Adopt-a-trail program ‘a little bit addictive’
EAGLE COUNTY — In February, Andy Gunion was nervous that the Forest Service’s adopt-a-trail program idea wouldn’t get enough support in time to start this summer.
By March, he was feeling better.
“After talking to just a few people it ramped up quickly,” he said. “The generosity in this valley is just incredible.”
On Tuesday, representatives from 24 groups of four showed up at The Dusty Boot in Beaver Creek to adopt 20 trails. The fact that the program’s kick-off meeting attracted more groups than trails available further showcased the support the adopt-a-trail program has within the Eagle-Holy Cross Ranger District, said program coordinator Michelle Wolffe.

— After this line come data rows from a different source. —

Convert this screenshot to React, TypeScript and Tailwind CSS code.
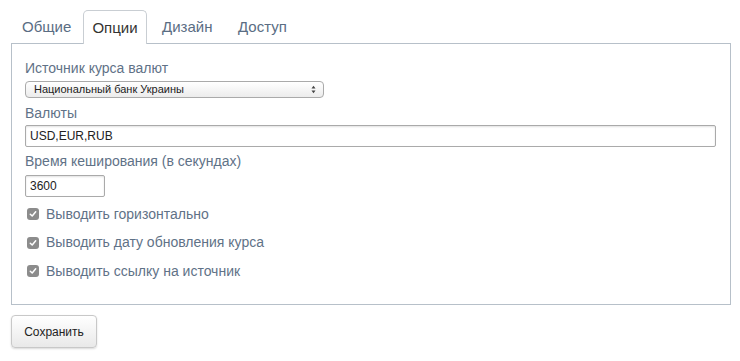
import React from "react";

const font = { fontFamily: '"Liberation Sans", Arial, sans-serif' };

function Check({ label }: { label: string }) {
  return (
    <div className="flex items-center h-[28.5px]">
      <span className="ml-[2px] w-[12px] h-[12px] rounded-[3px] bg-[#8c8c8c] flex items-center justify-center">
        <svg width="8" height="8" viewBox="0 0 8 8">
          <path d="M1.3 4.2 L3.2 6 L6.7 1.8" stroke="#fff" strokeWidth="1.5" fill="none" strokeLinecap="round" strokeLinejoin="round" />
        </svg>
      </span>
      <span className="ml-[7px] text-[14px] text-[#5f7287]">{label}</span>
    </div>
  );
}

export default function App() {
  return (
    <div className="w-[740px] h-[361px] bg-white" style={font}>
      <div className="pt-[10px] px-[11px]">
        <div className="flex h-[33px]">
          <div className="w-[72px] pl-[11px] flex items-center text-[15px] text-[#5a6d83] pt-[2px]">Общие</div>
          <div className="w-[64px] flex items-center justify-center text-[15px] text-[#333] border border-b-0 border-[#c9ced3] rounded-t-[5px] bg-white relative z-10 h-[34px] pt-[2px]">Опции</div>
          <div className="w-[75px] pl-[15px] flex items-center text-[15px] text-[#5a6d83] pt-[2px]">Дизайн</div>
          <div className="pl-[16px] flex items-center text-[15px] text-[#5a6d83] pt-[2px]">Доступ</div>
        </div>
        <div className="w-[720px] h-[262px] border border-[#b7c0c9] pl-[13px] pt-[14px]">
          <div className="text-[14px] leading-[20px] text-[#5f7287]">Источник курса валют</div>
          <div className="mt-[3px] w-[299px] h-[17px] rounded-[4px] border border-[#aaa] bg-gradient-to-b from-white to-[#ececec] flex items-center justify-between pl-[8px] pr-[7px] text-[11px] text-[#222]">
            <span>Национальный банк Украины</span>
            <svg width="5" height="9" viewBox="0 0 5 9">
              <path d="M0.5 3.5 L2.5 0.8 L4.5 3.5 Z M0.5 5.5 L2.5 8.2 L4.5 5.5 Z" fill="#444" />
            </svg>
          </div>
          <div className="mt-[5px] text-[14px] leading-[20px] text-[#5f7287]">Валюты</div>
          <div className="mt-[2px] w-[691px] h-[22px] border border-[#aaa] rounded-[2px] shadow-[inset_0_1px_2px_rgba(0,0,0,0.12)] flex items-center pl-[4px] text-[12px] text-[#222]">USD,EUR,RUB</div>
          <div className="mt-[4px] text-[14px] leading-[20px] text-[#5f7287]">Время кеширования (в секундах)</div>
          <div className="mt-[4px] w-[80px] h-[22px] border border-[#aaa] rounded-[2px] shadow-[inset_0_1px_2px_rgba(0,0,0,0.12)] flex items-center pl-[4px] text-[12px] text-[#222]">3600</div>
          <div className="mt-[3px]">
            <Check label="Выводить горизонтально" />
            <Check label="Выводить дату обновления курса" />
            <Check label="Выводить ссылку на источник" />
          </div>
        </div>
        <button className="mt-[10px] w-[86px] h-[33px] rounded-[4px] border border-[#c8c8c8] bg-gradient-to-b from-white to-[#e9e9e9] shadow-[0_1px_2px_rgba(0,0,0,0.15)] text-[12px] text-[#222]">Сохранить</button>
      </div>
    </div>
  );
}
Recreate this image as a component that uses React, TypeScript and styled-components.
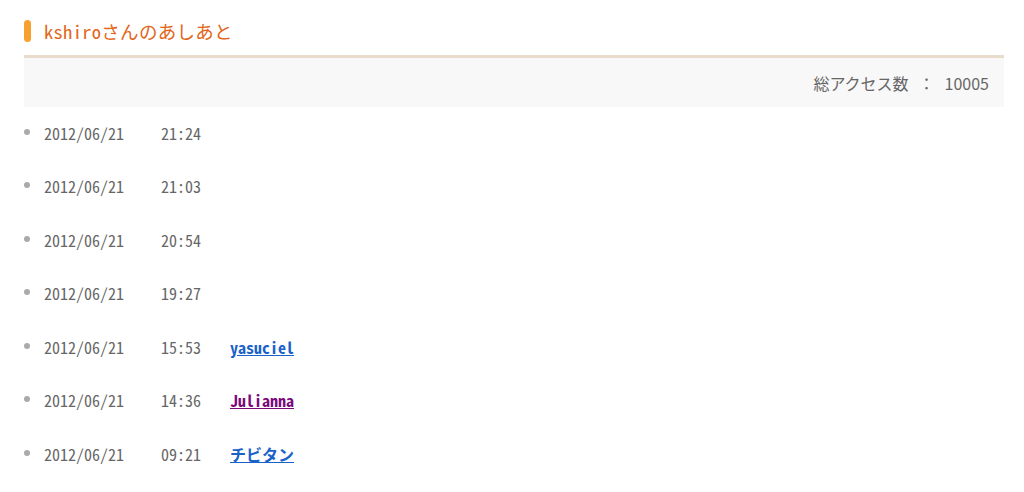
import React from "react";
import styled, { createGlobalStyle } from "styled-components";

const GlobalStyle = createGlobalStyle`
  html, body { margin: 0; padding: 0; background: #fff; }
  body { font-family: "Noto Sans Mono CJK JP", "Noto Sans CJK JP", monospace; }
`;

const Page = styled.div`
  padding: 0 20px 0 24px;
  width: 980px;
`;

const TitleBar = styled.h2`
  display: flex;
  align-items: center;
  gap: 13px;
  height: 55px;
  margin: 0;
  padding-top: 6px;
  box-sizing: border-box;
  font-size: 18.5px;
  font-weight: 400;
  color: #e2661a;
  letter-spacing: 0.3px;
`;

const Marker = styled.span`
  display: block;
  width: 7px;
  height: 22px;
  border-radius: 4px;
  background: #f7a030;
  margin-top: 0;
`;

const CountBox = styled.div`
  border-top: 3px solid #e9dccd;
  background: #f8f8f8;
  height: 49px;
  display: flex;
  align-items: center;
  justify-content: flex-end;
  padding-right: 15px;
  font-family: "Noto Sans CJK JP", "Noto Sans", sans-serif;
  font-size: 16px;
  color: #666;
  gap: 10px;
`;

const List = styled.ul`
  list-style: none;
  margin: 0;
  padding: 0;
`;

const Row = styled.li`
  display: flex;
  align-items: center;
  height: 53.5px;
  padding-bottom: 2px;
  box-sizing: border-box;
  font-size: 16px;
  color: #666;
`;

const Dot = styled.span`
  width: 6px;
  height: 6px;
  border-radius: 50%;
  background: #aaa;
  margin-right: 14px;
  margin-top: -2px;
`;

const DateCell = styled.span`
  width: 117px;
`;

const TimeCell = styled.span`
  width: 69px;
`;

const UserLink = styled.a<{ $visited?: boolean }>`
  color: ${(p) => (p.$visited ? "#7a0a7a" : "#1a62c8")};
  font-weight: 700;
  text-decoration: underline;
  font-size: 16px;
`;

const rows: { date: string; time: string; user?: string; visited?: boolean }[] = [
  { date: "2012/06/21", time: "21:24" },
  { date: "2012/06/21", time: "21:03" },
  { date: "2012/06/21", time: "20:54" },
  { date: "2012/06/21", time: "19:27" },
  { date: "2012/06/21", time: "15:53", user: "yasuciel" },
  { date: "2012/06/21", time: "14:36", user: "Julianna", visited: true },
  { date: "2012/06/21", time: "09:21", user: "チビタン" },
];

export default function App() {
  return (
    <Page>
      <GlobalStyle />
      <TitleBar>
        <Marker />
        kshiroさんのあしあと
      </TitleBar>
      <CountBox>
        <span>総アクセス数</span>
        <span>：</span>
        <span>10005</span>
      </CountBox>
      <List>
        {rows.map((r, i) => (
          <Row key={i}>
            <Dot />
            <DateCell>{r.date}</DateCell>
            <TimeCell>{r.time}</TimeCell>
            {r.user && (
              <UserLink href="#" $visited={r.visited}>
                {r.user}
              </UserLink>
            )}
          </Row>
        ))}
      </List>
    </Page>
  );
}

“We need some groups to consolidate so everybody could go home with an adopted trail,” she said.
For Wolffe, a Vail Valley Mountain Biking Association board member and former X-Ray technician, the adopt-a-trail coordinator position is a dream job. She will work with people including Paula Peterson from the Eagle-Holy Cross Ranger District, who has helped with adopt-a-trail programs in other areas. Peterson said the Vail Valley Mountain Biking Association will act as a funnel organization for the program.
“We thought if we could get one mothership organization and funnel everybody through that, it would really consolidate the efforts on both sides,” Peterson said. “And so (the Vail Valley Mountain Bike Association) stepped up and said ‘we will be your partner.’”
For Vail Valley Mountain Bike Association president Jamie Malin, the program was one more way to chase the dragon.
“It gets a little bit addictive,” said Malin, who has been working on trails since 2004. “Once you get trained and you understand what a sustainable trail looks like, you’re going to have a different eye and you’re going to start saying ‘I need to fix that.’”
Assignments for the 20 trails were issued Tuesday using a lottery system. Beaver Creek resident Michael Dunahay’s group won the lottery and was awarded first choice of the available trails in the Eagle-Holy Cross Ranger District; Dunahay chose the Grouse Lake trail near Beaver Creek.
“I hike that trail often,” he said. “I’ve been managing the trail unofficially, and just wanted to get some training and keep doing it.”
For the next two years, Dunahay will be an official maintenance worker on the Grouse Lake trail, which means he will receive instruction from the Forest Service on what they call “the do’s and don’t’s” of trail work, including safety training, proper attire and other specific functions of the job. His group will be charged with scheduling at least two work days of three hours each in 2016, and three work days in 2017.
“We’re keeping it focused this year,” said Mike Beach with the Forest Service. “We want to be successful and get off to a good start and gain momentum.”
Beach said by having adopt-a-trail groups such as Dunahay’s taking care of basic trail maintenance — cleaning drainages, maintaining vegetation, picking up trash and checking on signage — it will free up the Forest Service to work on the projects that require more of their technical expertise, like building bridges and turnpikes.
“This really takes a lot of the burden off of our crews to get through these trails,” Beach said. “As a result, the trail system will be improved.”
That, said Malin, is the true goal of the adopt-a-trail program, addictive properties aside.
“The Forest Service’s focus in the past has been working on trails that are most heavily used, which often times means the closest ones to the community,” Malin said. “And as a result some of those iconic backcountry trails are not getting the attention they deserve, because there just isn’t the resources.”
Not only that, “If we don’t take care of the trails we have, we’re never going to get to build new trails,” Malin added.